Disinggung perihal kendala, ia mengaku kesulitan budi daya lobster tidak terlalu banyak. Hanya saja, media keramba di dasar laut terletak pada cuaca ekstrem. Ombak besar yang menerjang membuat keramba akan rusak, jika besi yang digunakan tidak kuat.
"Karena posisi besi yang saya rakit di laut tidak sesuai dengan kekuatan yang ada di gelombang tahun ini. Karena tahun ini tidak seperti tahun kemarin, sangat ekstrem sekali tahun ini," imbuhnya.
Kendala selanjutnya adalah tingkat stress dan kanibal sangat besar.
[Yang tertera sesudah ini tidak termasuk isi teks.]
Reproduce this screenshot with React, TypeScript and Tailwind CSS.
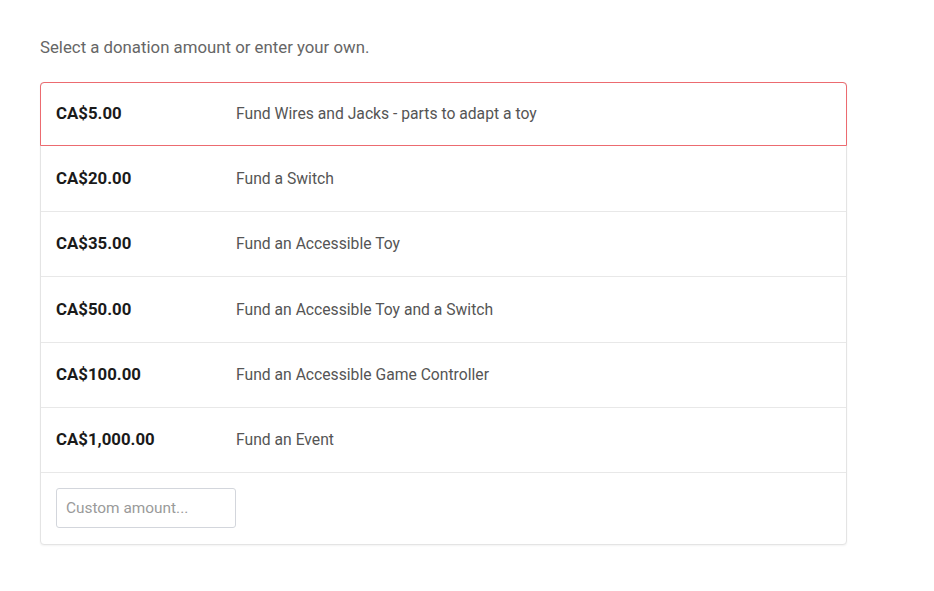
import React, { useState } from "react";

interface Tier {
    amount: string;
    label: string;
    height: string;
}

const tiers: Tier[] = [
    { amount: "CA$5.00", label: "Fund Wires and Jacks - parts to adapt a toy", height: "h-[64px]" },
    { amount: "CA$20.00", label: "Fund a Switch", height: "h-[66px]" },
    { amount: "CA$35.00", label: "Fund an Accessible Toy", height: "h-[65px]" },
    { amount: "CA$50.00", label: "Fund an Accessible Toy and a Switch", height: "h-[66px]" },
    { amount: "CA$100.00", label: "Fund an Accessible Game Controller", height: "h-[65px]" },
    { amount: "CA$1,000.00", label: "Fund an Event", height: "h-[65px]" },
];

const App: React.FC = () => {
    const [selected, setSelected] = useState(0);

    return (
        <div className="min-h-screen bg-white px-10 pt-[35px] font-['Roboto',sans-serif]">
            <p className="text-[16.8px] leading-6 text-[#666]">Select a donation amount or enter your own.</p>

            <div className="mt-[23px] w-[807px] rounded border border-[#e4e4e4] bg-white shadow-[0_1px_2px_rgba(0,0,0,0.05)]">
                {tiers.map((tier, i) => (
                    <button
                        key={tier.amount}
                        onClick={() => setSelected(i)}
                        className={
                            (i === selected
                                ? "-mx-px -mt-px w-[calc(100%+2px)] rounded-t border border-[#ec6b70] "
                                : "w-full border-b border-[#e8e8e8] ") +
                            tier.height +
                            " flex items-center px-[15px] text-left"
                        }
                    >
                        <span className="w-[180px] shrink-0 text-[16.8px] font-bold text-[#1a1a1a]">{tier.amount}</span>
                        <span className="text-[15.7px] text-[#555]">{tier.label}</span>
                    </button>
                ))}
                <div className="px-[15px] pb-4 pt-[15px]">
                    <input
                        type="text"
                        placeholder="Custom amount..."
                        className="h-10 w-[180px] rounded-[3px] border border-[#d3d6dc] px-[9px] text-[15.4px] text-[#333] placeholder:text-[#9a9a9a] focus:outline-none"
                    />
                </div>
            </div>
        </div>
    );
};

export default App;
Maka dari itu, banyak pembudi daya yang bangkrut dan jebol dan kurang ketelitian.
Saat Viva Jatim tengah asyik mengobrol dengan Subendi, ada dua pengepul yang siap membeli lobster. Ada beberapa lobster yang berukuran besar tengah ditimbang untuk dijual ke restoran atau rumah makan.
Selepas pengepul memberi ongkos, dirinya menunjukkan sebidang kolam yang dibagi menjadi dua di dalam rumahnya. Tak besar memang, namun cukup menampung puluhan hewan yang memiliki kulit agak keras ini.
Subendi menunjukkan ada tiga jenis lobster yang telah dibudidaya sendiri. Diantaranya
Lobster Pasir (Panulirus homarus), Lobster batik (Panulirus longipes longipes) atau coral spiny lobster dan Lobster batu (Panulirus penicillatus).
Dari ketiga jenis lobster tersebut, dirinya mengaku pertumbuhan yang paling cepat adalah Lobster Pasir. Lobster hasil budi dayanya seharusnya diberi makan sehari dua kali.
Tapi, Subendi hanya memberikan makan satu kali di sore hari menggunajan ikan segar atau teri. Tidak hanya itu, untuk menambah gizi, lobster juga diberikan nutrisi berupa keong atau seafood lainnya.
Diketahui, jarak keramba dari bibir pantai sekitar 2 kilometer. Sedangkan kedalaman keramba berada di kedalaman 17 hingga 20 meter dari permukaan air laut.
Keramba dasar yang berada di laut saat ini berjumlah 3 keramba. Dua keramba atas dijadikan 8 petak. Dan satu keramba bawah ada 1 dengan dibuat 4 petak. Dimana ukuran satu keramba berukuran persegi 7x7 meter.
"Keramba dasar untuk budidaya saya pakai 160 cm kotak. Panjangnya 160 cm lebarnya 160 cm tingginya 100 cm. Yang sebagian untuk lantai dibuat tiga ruang," jelasnya.
Ia berharap dari pemerintah ada dukungan secara material, pengadaan keramba besi, atau lainnya. Sebab, selama ini dia berulangkali menjadi pemateri kepada nelayan lain oleh Dinas Perikanan Provinsi Jawa Timur. Tetapi, dirinya sendiri masih belum diperhatikan.
"Setelah saya jelaskan, Pemerintah Provinsi dan Pemkab mau ikut kerjasama budi daya. Tapi saya sarankan, saya bisa menjadi narasumber ke nelayan lain, apabila saya diperhatikan saya," tandasnya.
Dari sekelumit jerih payah Subendi, masihkah kalian tidak tertarik budi daya lobster? Ekonomis bukan, pun jadi kampanye pelestarian #Sahabatbahari.